> **Exercise details**
Restate the whole listing word for word. Pictures are left out.

> **Recorded information**
########
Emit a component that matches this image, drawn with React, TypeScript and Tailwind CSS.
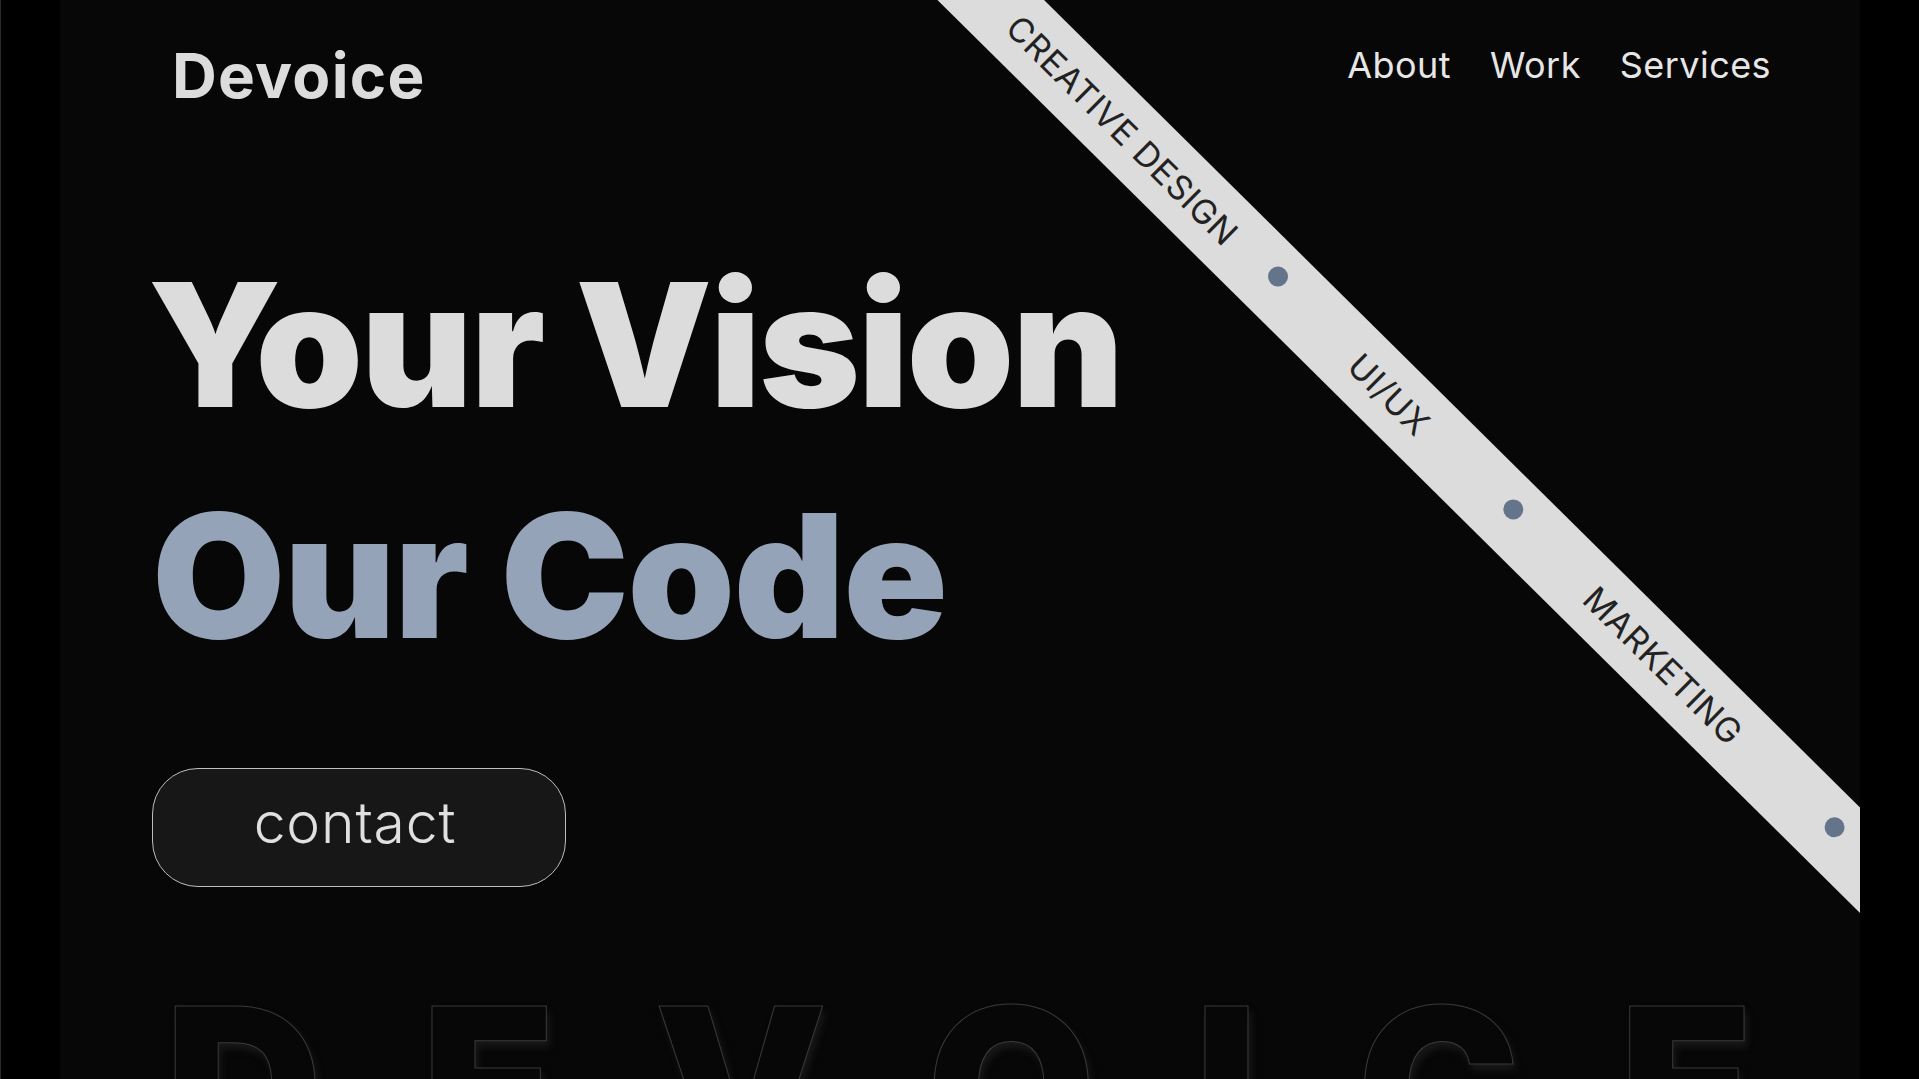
import React from 'react';

const navLinks = ['About', 'Work', 'Services'];
const bigLetters = ['D', 'E', 'V', 'O', 'I', 'C', 'E'];

function Dot({ className = '' }: { className?: string }) {
    return <span className={`mb-[12px] h-5 w-5 shrink-0 rounded-full bg-[#64748b] ${className}`} />;
}

function Ribbon() {
    return (
        <div className="absolute left-[883px] top-[-100px] z-10 flex h-[75px] w-[1500px] origin-top-left rotate-[44.7deg] items-center bg-[#dcdcdc] pl-[135px] text-[34px] leading-none tracking-[0.02em] text-[#222]">
            <span className="flex w-[309px] justify-center whitespace-nowrap">CREATIVE DESIGN</span>
            <Dot className="ml-[49px]" />
            <span className="ml-[102px] flex w-[100px] justify-center whitespace-nowrap">UI/UX</span>
            <Dot className="ml-[109px]" />
            <span className="ml-[106px] flex w-[201px] justify-center whitespace-nowrap">MARKETING</span>
            <Dot className="ml-[125px]" />
        </div>
    );
}

export default function App() {
    return (
        <div className="h-screen w-full overflow-hidden border-l border-[#2a2a2a] bg-black [font-family:Inter,sans-serif]">
            <div className="relative mx-auto h-full w-[1800px] overflow-hidden bg-[#070707]">
                <Ribbon />

                {/* Header */}
                <header className="flex items-start justify-between pl-[112px] pr-[89px] pt-[45px]">
                    <div className="text-[62px] font-bold leading-none tracking-[0.02em] text-[#dcdcdc]">Devoice</div>
                    <nav className="mt-[2px] flex gap-[39px] text-[36px] leading-none tracking-[0.012em] text-[#e6e6e6]">
                        {navLinks.map((link) => (
                            <a key={link} href="#">{link}</a>
                        ))}
                    </nav>
                </header>

                {/* Hero */}
                <main className="mt-[122px] pl-[88px]">
                    <h1 className="text-[172px] font-black leading-[231px] tracking-[-0.012em]">
                        <span className="block text-[#dcdcdc]">Your Vision</span>
                        <span className="ml-[4px] block tracking-[-0.008em] text-[#94a3b8]">Our Code</span>
                    </h1>
                    <button className="ml-[4px] mt-[77px] flex h-[119px] w-[414px] items-center justify-center rounded-[46px] border border-[#bdbdbd] bg-[#171717] pb-[10px] pr-[8px] text-[57px] font-light leading-none tracking-[0.015em] text-[#e0e0e0]">
                        contact
                    </button>
                </main>

                {/* Outline wordmark */}
                <div className="mt-[90px] flex justify-between pl-[105px] pr-[107px] text-[218px] font-black leading-none text-[#070707] [-webkit-text-stroke:1px_#3a3a3a] [text-shadow:3px_6px_7px_#191919]">
                    {bigLetters.map((letter, i) => (
                        <span key={i}>{letter}</span>
                    ))}
                </div>
            </div>
        </div>
    );
}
########
> **Complete answer**
Emit a component that matches this image, drawn with React, TypeScript and Tailwind CSS.
import React from 'react';

const navLinks = ['About', 'Work', 'Services'];
const bigLetters = ['D', 'E', 'V', 'O', 'I', 'C', 'E'];

function Dot({ className = '' }: { className?: string }) {
    return <span className={`mb-[12px] h-5 w-5 shrink-0 rounded-full bg-[#64748b] ${className}`} />;
}

function Ribbon() {
    return (
        <div className="absolute left-[883px] top-[-100px] z-10 flex h-[75px] w-[1500px] origin-top-left rotate-[44.7deg] items-center bg-[#dcdcdc] pl-[135px] text-[34px] leading-none tracking-[0.02em] text-[#222]">
            <span className="flex w-[309px] justify-center whitespace-nowrap">CREATIVE DESIGN</span>
            <Dot className="ml-[49px]" />
            <span className="ml-[102px] flex w-[100px] justify-center whitespace-nowrap">UI/UX</span>
            <Dot className="ml-[109px]" />
            <span className="ml-[106px] flex w-[201px] justify-center whitespace-nowrap">MARKETING</span>
            <Dot className="ml-[125px]" />
        </div>
    );
}

export default function App() {
    return (
        <div className="h-screen w-full overflow-hidden border-l border-[#2a2a2a] bg-black [font-family:Inter,sans-serif]">
            <div className="relative mx-auto h-full w-[1800px] overflow-hidden bg-[#070707]">
                <Ribbon />

                {/* Header */}
                <header className="flex items-start justify-between pl-[112px] pr-[89px] pt-[45px]">
                    <div className="text-[62px] font-bold leading-none tracking-[0.02em] text-[#dcdcdc]">Devoice</div>
                    <nav className="mt-[2px] flex gap-[39px] text-[36px] leading-none tracking-[0.012em] text-[#e6e6e6]">
                        {navLinks.map((link) => (
                            <a key={link} href="#">{link}</a>
                        ))}
                    </nav>
                </header>

                {/* Hero */}
                <main className="mt-[122px] pl-[88px]">
                    <h1 className="text-[172px] font-black leading-[231px] tracking-[-0.012em]">
                        <span className="block text-[#dcdcdc]">Your Vision</span>
                        <span className="ml-[4px] block tracking-[-0.008em] text-[#94a3b8]">Our Code</span>
                    </h1>
                    <button className="ml-[4px] mt-[77px] flex h-[119px] w-[414px] items-center justify-center rounded-[46px] border border-[#bdbdbd] bg-[#171717] pb-[10px] pr-[8px] text-[57px] font-light leading-none tracking-[0.015em] text-[#e0e0e0]">
                        contact
                    </button>
                </main>

                {/* Outline wordmark */}
                <div className="mt-[90px] flex justify-between pl-[105px] pr-[107px] text-[218px] font-black leading-none text-[#070707] [-webkit-text-stroke:1px_#3a3a3a] [text-shadow:3px_6px_7px_#191919]">
                    {bigLetters.map((letter, i) => (
                        <span key={i}>{letter}</span>
                    ))}
                </div>
            </div>
        </div>
    );
}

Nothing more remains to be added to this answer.